歴史的円安・物価高…GWスタート 節約、近場でワクワク 福島県内各地にぎわう
新型コロナウイルスの感染症法上の位置付けが5類に移行してから初のゴールデンウイーク(GW)が27日に始まり、福島県内の観光地は多くの人でにぎわった。円安や物価高で節約志向が強まっており、近場の旅行が人気の傾向。福島空港―台湾のチャーター便運航の効果もあり、台湾などから多くのインバウンド(訪日客)が訪れている。 オープンから2年を迎えた福島市大笹生の道の駅ふくしまでは、多彩なイベントが繰り広げられ、来場者の笑顔があふれた。駐車場には宮城や宇都宮など隣県ナンバーの車が目立った。担当者によると、昨年同時期よりも人出は増えているという。 長引くガソリン価格の高騰に物価高が加わり、今年のGWは旅費を抑え、近場の観光地が人気となっている。さらに歴史的円安が海外旅行の動向に影響している。 会津若松市の鶴ケ城公園では、県内外から訪れた大勢の家族連れらが新緑に映える天守閣を背に記念撮影する姿が見られた。盛岡市の主婦藤村信子さん(68)は「今回は近場で楽しめる場所を選んだ。夏にはアジアへの海外旅行を予定しているので、円安の動向は気になる」と話した。

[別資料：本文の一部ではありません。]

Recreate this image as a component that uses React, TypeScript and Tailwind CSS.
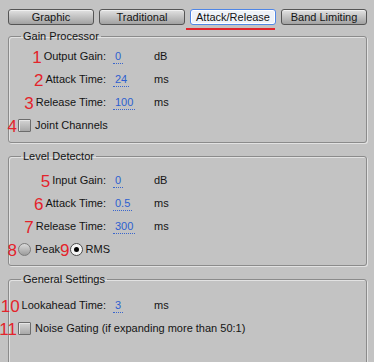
import React from 'react';

const TABS = ['Graphic', 'Traditional', 'Attack/Release', 'Band Limiting'];

const Num: React.FC<{ children: React.ReactNode }> = ({ children }) => (
  <span className="text-[17px] leading-none text-[#e3232b] translate-y-[1px]">{children}</span>
);

const Value: React.FC<{ children: React.ReactNode }> = ({ children }) => (
  <span className="inline-block border-b border-dotted border-[#3a66cc] px-[2px] leading-[13px] text-[#2d5fd0]">
    {children}
  </span>
);

const ParamRow: React.FC<{ n: string; label: string; value: string; unit: string }> = ({ n, label, value, unit }) => (
  <div className="flex h-[23px] items-center">
    <div className="flex w-[97px] shrink-0 items-center justify-end whitespace-nowrap">
      <Num>{n}</Num>
      <span className="ml-[2px]">{label}</span>
    </div>
    <div className="ml-[7px] w-[41px] shrink-0">
      <Value>{value}</Value>
    </div>
    <span>{unit}</span>
  </div>
);

const CheckBox = () => (
  <span className="ml-[1px] block h-[13px] w-[13px] shrink-0 rounded-[1px] border border-[#6c6c6c] bg-gradient-to-b from-[#d4d4d4] to-[#a8a8a8] shadow-[inset_1px_1px_0_#e6e6e6]" />
);

const Radio: React.FC<{ checked?: boolean; className?: string }> = ({ checked, className }) =>
  checked ? (
    <span className={`flex h-[13px] w-[13px] shrink-0 items-center justify-center rounded-full border border-[#4a4a4a] bg-[#f4f4f4] ${className ?? ''}`}>
      <span className="h-[5px] w-[5px] rounded-full bg-black" />
    </span>
  ) : (
    <span className={`block h-[13px] w-[13px] shrink-0 rounded-full border border-[#7c7c7c] bg-gradient-to-b from-[#dadada] to-[#9c9c9c] ${className ?? ''}`} />
  );

const NumCell: React.FC<{ children: React.ReactNode }> = ({ children }) => (
  <div className="flex w-[8px] shrink-0 justify-end whitespace-nowrap">
    <Num>{children}</Num>
  </div>
);

const Group: React.FC<{ title: string; className?: string; children: React.ReactNode }> = ({ title, className, children }) => (
  <fieldset
    className={`ml-[8px] mr-[7px] rounded-[3px] border border-[#8b8b8b] shadow-[inset_1px_1px_0_#e2e2e2,1px_1px_0_#e2e2e2] ${className ?? ''}`}
  >
    <legend className="ml-[12px] px-[2px] leading-[14px]">{title}</legend>
    {children}
  </fieldset>
);

export default function App() {
  return (
    <div
      className="h-[362px] w-[374px] overflow-hidden bg-[#c3c3c3] text-[11px] text-[#141414]"
      style={{ fontFamily: '"Liberation Sans", Arial, sans-serif' }}
    >
      {/* Tabs */}
      <div className="flex gap-[5px] pl-[8px] pt-[9px]">
        {TABS.map((t) => {
          const active = t === 'Attack/Release';
          return (
            <div
              key={t}
              className={`relative flex h-[16px] w-[86px] items-center justify-center rounded-[3px] border leading-none ${
                active
                  ? 'border-[#4f86e6] bg-[#eef2f8] shadow-[inset_0_0_0_1px_#ffffff]'
                  : 'border-[#555555] bg-gradient-to-b from-[#e2e2e2] to-[#a2a2a2] shadow-[inset_0_1px_0_#f0f0f0]'
              }`}
            >
              {t}
              {active && <span className="absolute left-[-5px] right-[0px] top-[18px] h-[2px] bg-[#e3232b]" />}
            </div>
          );
        })}
      </div>

      <div className="mt-[4px] flex flex-col gap-[6px]">
        <Group title="Gain Processor" className="pb-[5px]">
          <div className="pt-[2px]">
            <ParamRow n="1" label="Output Gain:" value="0" unit="dB" />
            <ParamRow n="2" label="Attack Time:" value="24" unit="ms" />
            <ParamRow n="3" label="Release Time:" value="100" unit="ms" />
            <div className="flex h-[23px] items-center">
              <NumCell>4</NumCell>
              <CheckBox />
              <span className="ml-[4px]">Joint Channels</span>
            </div>
          </div>
        </Group>

        <Group title="Level Detector" className="pb-[4px]">
          <div className="pt-[6px]">
            <ParamRow n="5" label="Input Gain:" value="0" unit="dB" />
            <ParamRow n="6" label="Attack Time:" value="0.5" unit="ms" />
            <ParamRow n="7" label="Release Time:" value="300" unit="ms" />
            <div className="flex h-[23px] items-center">
              <NumCell>8</NumCell>
              <Radio className="ml-[1px]" />
              <span className="ml-[4px]">Peak</span>
              <Num>9</Num>
              <Radio checked />
              <span className="ml-[3px]">RMS</span>
            </div>
          </div>
        </Group>

        <Group title="General Settings" className="pb-[30px]">
          <div className="pt-[8px]">
            <ParamRow n="10" label="Lookahead Time:" value="3" unit="ms" />
            <div className="flex h-[23px] items-center">
              <NumCell>11</NumCell>
              <CheckBox />
              <span className="ml-[4px]">Noise Gating (if expanding more than 50:1)</span>
            </div>
          </div>
        </Group>
      </div>
    </div>
  );
}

会津若松観光ビューローによると、大型連休初日の人出は昨年同時期とほぼ同規模だった。鶴ケ城公園の来訪者は27日午後6時時点で約4500人。台湾や欧米などからの来訪が増えており、ビューローの担当者は「円安による訪日客の増加が期待できる」と話す。 県内の旅行代理店によると、昨年のGWと比べ、国内旅行の申し込み件数は増えた一方、海外旅行では現地での食費も高額となるため売れ行きは伸びていない。鏡石町のジャパン旅行サービスによると、首都圏や関西圏へ向かう旅行商品の売れ行きが好調だという。 ■訪日客増加続く 福島空港と台湾を結ぶ定期チャーター便の運航を受け、下郷町の大内宿でも訪日客が増加傾向にある。町によると、訪日客は今年は1月から3月までで5750人と、わずか3カ月で過去2年の入り込みを超えた。 GW中も多くの観光客が訪れる見通しで、観光協会の湯田盛雄会長(66)は「期待に応えられるよう手厚くおもてなししたい」と話した。